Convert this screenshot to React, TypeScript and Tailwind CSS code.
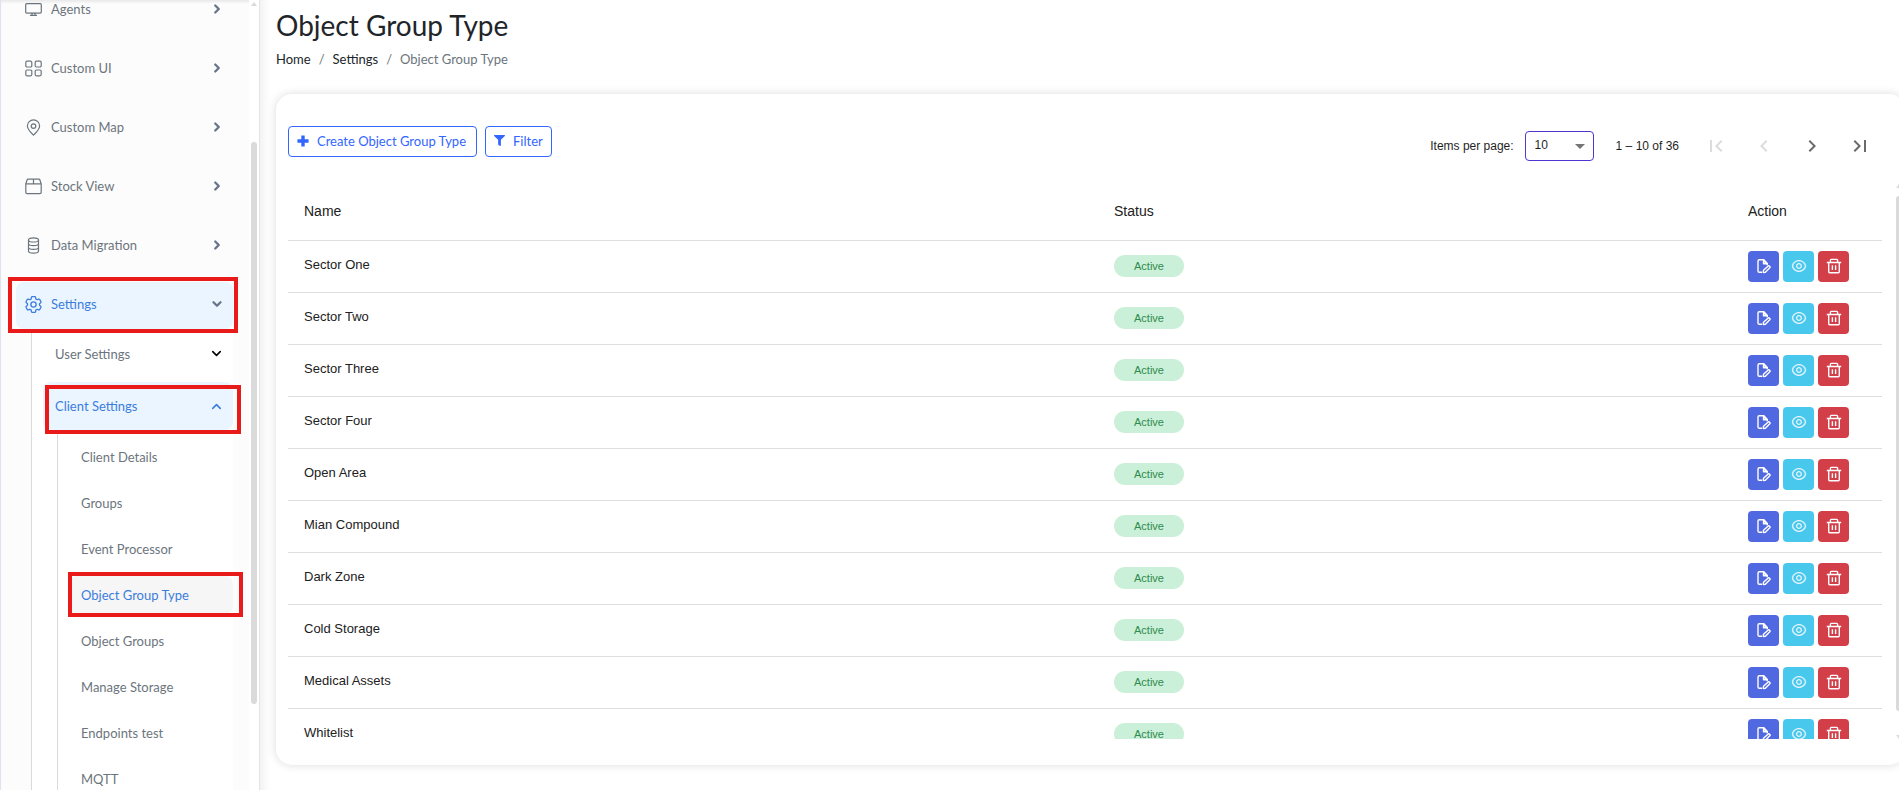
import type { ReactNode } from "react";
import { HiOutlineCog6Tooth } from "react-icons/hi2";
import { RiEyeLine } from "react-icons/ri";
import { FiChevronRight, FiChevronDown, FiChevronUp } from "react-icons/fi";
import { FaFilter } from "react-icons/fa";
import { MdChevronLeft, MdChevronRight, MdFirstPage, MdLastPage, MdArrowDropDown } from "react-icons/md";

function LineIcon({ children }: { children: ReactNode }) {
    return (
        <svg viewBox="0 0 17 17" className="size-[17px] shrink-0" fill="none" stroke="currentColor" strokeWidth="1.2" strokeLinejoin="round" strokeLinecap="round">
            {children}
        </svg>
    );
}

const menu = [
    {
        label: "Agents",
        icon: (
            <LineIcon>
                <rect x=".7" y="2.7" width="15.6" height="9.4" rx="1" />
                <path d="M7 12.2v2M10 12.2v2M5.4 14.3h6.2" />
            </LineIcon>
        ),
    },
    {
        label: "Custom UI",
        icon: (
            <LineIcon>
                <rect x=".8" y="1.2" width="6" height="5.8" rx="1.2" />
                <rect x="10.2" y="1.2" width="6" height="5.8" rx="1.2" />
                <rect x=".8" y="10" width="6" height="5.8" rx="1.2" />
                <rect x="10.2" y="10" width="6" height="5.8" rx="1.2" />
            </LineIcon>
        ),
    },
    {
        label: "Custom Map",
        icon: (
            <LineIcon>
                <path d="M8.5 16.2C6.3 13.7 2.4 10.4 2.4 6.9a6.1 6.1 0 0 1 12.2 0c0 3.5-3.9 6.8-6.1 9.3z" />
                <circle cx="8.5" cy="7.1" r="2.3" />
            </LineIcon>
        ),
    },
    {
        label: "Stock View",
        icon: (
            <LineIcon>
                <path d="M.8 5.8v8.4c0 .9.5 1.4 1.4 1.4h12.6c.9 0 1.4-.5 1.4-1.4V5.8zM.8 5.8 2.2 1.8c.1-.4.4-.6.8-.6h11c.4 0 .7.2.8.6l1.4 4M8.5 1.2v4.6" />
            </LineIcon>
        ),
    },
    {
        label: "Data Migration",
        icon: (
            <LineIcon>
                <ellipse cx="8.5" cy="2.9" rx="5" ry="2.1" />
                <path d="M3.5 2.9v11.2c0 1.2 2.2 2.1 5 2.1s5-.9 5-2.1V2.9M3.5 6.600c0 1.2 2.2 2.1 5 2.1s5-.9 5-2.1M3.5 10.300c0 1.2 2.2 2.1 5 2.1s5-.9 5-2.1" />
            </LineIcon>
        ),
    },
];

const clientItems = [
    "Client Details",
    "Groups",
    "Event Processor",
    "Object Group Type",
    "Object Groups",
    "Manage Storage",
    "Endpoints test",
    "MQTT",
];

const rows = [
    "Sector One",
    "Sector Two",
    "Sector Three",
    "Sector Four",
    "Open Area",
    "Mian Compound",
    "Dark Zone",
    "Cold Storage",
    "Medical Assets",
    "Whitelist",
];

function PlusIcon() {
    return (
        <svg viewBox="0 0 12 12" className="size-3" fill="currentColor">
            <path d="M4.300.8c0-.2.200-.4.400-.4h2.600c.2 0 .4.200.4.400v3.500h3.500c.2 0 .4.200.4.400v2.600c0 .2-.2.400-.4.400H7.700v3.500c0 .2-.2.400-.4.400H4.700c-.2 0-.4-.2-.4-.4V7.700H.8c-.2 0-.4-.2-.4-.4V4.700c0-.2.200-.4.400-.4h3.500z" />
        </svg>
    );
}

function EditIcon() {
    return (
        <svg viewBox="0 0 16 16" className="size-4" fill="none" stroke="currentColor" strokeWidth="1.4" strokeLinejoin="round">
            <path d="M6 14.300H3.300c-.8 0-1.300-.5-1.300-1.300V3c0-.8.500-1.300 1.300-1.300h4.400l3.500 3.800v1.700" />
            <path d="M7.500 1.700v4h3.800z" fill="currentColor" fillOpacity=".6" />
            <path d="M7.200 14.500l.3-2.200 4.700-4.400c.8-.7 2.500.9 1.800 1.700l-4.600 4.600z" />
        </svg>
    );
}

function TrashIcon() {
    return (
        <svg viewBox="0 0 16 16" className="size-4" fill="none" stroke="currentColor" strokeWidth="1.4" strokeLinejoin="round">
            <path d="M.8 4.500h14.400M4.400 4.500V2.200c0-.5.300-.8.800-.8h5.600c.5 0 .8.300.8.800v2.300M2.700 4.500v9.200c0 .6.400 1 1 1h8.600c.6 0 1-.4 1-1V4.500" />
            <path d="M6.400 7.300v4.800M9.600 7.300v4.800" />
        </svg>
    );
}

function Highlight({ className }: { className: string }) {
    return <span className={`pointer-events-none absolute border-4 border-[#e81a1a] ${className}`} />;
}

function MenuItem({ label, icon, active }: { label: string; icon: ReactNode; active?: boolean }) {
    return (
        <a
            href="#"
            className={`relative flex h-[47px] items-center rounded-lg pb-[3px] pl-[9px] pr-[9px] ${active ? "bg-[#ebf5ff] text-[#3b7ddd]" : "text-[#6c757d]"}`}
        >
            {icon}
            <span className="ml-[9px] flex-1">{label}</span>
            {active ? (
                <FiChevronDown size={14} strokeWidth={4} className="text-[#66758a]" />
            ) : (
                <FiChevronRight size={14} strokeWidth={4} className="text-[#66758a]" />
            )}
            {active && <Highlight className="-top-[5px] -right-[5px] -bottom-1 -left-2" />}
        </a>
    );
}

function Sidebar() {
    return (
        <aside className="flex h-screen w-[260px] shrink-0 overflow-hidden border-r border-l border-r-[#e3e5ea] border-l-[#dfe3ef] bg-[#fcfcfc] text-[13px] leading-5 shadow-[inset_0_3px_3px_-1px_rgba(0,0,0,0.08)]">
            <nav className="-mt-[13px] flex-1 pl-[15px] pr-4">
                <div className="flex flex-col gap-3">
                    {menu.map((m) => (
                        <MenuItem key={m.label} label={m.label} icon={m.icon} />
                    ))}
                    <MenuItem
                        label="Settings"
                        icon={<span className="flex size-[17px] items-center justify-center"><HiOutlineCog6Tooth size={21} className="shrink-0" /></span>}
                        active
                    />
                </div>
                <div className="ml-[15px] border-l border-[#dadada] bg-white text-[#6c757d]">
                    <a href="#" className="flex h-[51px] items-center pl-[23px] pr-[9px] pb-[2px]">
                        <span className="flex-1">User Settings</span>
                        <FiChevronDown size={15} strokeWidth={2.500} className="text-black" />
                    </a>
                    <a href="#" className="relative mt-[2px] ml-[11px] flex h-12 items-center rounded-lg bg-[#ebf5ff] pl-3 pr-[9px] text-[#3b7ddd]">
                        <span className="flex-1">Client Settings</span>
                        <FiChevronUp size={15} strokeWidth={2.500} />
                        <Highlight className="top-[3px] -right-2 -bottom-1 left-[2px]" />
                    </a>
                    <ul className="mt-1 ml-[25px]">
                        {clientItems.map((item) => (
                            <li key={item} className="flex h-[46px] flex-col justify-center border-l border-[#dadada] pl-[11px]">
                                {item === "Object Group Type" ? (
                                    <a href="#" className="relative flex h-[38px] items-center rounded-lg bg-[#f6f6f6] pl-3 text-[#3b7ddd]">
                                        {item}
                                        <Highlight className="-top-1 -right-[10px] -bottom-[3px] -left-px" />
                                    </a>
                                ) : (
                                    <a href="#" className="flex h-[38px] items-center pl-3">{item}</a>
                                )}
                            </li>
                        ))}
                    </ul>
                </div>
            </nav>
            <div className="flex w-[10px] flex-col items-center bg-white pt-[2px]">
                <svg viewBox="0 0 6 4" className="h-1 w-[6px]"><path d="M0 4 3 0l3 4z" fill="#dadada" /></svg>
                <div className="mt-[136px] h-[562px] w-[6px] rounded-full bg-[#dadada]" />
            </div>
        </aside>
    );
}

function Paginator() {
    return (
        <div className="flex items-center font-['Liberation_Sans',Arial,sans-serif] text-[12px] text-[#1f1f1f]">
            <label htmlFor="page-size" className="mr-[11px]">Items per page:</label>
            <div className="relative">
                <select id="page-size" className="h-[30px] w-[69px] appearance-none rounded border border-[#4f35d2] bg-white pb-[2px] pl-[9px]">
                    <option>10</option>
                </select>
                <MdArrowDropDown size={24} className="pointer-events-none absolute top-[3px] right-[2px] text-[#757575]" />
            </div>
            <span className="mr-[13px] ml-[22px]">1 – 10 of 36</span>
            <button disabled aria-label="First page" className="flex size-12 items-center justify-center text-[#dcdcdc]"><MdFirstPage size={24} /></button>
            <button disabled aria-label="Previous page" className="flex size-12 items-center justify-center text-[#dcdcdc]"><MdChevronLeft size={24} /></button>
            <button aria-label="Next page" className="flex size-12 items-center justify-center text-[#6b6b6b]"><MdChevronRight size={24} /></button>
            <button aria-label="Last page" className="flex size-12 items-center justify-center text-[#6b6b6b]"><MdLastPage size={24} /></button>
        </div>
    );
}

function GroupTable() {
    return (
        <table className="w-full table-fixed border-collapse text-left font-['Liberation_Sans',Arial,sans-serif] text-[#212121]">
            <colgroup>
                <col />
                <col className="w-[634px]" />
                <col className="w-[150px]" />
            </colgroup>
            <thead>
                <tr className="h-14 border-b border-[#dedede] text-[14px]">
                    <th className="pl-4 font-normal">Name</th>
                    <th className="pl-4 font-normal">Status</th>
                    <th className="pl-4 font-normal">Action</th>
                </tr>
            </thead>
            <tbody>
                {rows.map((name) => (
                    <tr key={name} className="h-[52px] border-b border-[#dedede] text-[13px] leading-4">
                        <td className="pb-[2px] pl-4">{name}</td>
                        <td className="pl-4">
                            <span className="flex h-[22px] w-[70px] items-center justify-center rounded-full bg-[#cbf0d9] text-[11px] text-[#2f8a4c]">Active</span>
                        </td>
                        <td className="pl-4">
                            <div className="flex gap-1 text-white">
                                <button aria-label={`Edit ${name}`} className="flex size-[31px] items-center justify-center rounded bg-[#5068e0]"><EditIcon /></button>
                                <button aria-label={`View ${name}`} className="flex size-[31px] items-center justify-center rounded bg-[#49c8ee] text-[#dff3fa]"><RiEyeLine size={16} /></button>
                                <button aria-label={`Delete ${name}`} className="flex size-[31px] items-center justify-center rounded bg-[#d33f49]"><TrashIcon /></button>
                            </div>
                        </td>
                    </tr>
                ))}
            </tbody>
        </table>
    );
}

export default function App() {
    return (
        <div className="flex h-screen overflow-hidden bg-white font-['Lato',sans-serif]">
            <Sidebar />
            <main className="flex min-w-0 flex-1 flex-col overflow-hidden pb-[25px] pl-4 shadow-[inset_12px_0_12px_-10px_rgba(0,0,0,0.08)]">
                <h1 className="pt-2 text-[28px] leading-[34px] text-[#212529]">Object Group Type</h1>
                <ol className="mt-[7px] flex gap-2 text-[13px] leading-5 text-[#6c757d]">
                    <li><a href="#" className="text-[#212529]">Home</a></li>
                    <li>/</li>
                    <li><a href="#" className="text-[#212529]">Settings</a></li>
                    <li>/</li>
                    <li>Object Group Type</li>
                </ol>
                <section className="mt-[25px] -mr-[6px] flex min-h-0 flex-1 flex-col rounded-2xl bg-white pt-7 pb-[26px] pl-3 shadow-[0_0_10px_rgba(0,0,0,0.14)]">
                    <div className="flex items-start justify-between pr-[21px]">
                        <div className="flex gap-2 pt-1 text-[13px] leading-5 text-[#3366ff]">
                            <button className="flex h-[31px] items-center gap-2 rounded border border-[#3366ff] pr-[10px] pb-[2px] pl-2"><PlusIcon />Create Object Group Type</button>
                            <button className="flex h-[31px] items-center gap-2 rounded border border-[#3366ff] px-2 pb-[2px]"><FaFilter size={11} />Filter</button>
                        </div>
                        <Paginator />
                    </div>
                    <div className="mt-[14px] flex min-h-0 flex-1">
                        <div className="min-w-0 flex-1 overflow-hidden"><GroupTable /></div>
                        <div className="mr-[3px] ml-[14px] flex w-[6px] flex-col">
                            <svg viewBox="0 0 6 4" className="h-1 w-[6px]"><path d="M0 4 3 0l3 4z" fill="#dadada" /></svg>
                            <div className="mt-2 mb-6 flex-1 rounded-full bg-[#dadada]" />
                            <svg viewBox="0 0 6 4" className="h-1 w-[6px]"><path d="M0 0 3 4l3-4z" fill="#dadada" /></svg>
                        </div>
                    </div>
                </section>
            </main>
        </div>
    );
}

◆ **Short task**: Return exactly what appears from the opening line of the material through the line with "MdFirstPage, MdLastPage, MdArrowDropDown", apart from the pictures.

◆ **Solution for this exercise**:
Convert this screenshot to React, TypeScript and Tailwind CSS code.
import type { ReactNode } from "react";
import { HiOutlineCog6Tooth } from "react-icons/hi2";
import { RiEyeLine } from "react-icons/ri";
import { FiChevronRight, FiChevronDown, FiChevronUp } from "react-icons/fi";
import { FaFilter } from "react-icons/fa";
import { MdChevronLeft, MdChevronRight, MdFirstPage, MdLastPage, MdArrowDropDown } from "react-icons/md";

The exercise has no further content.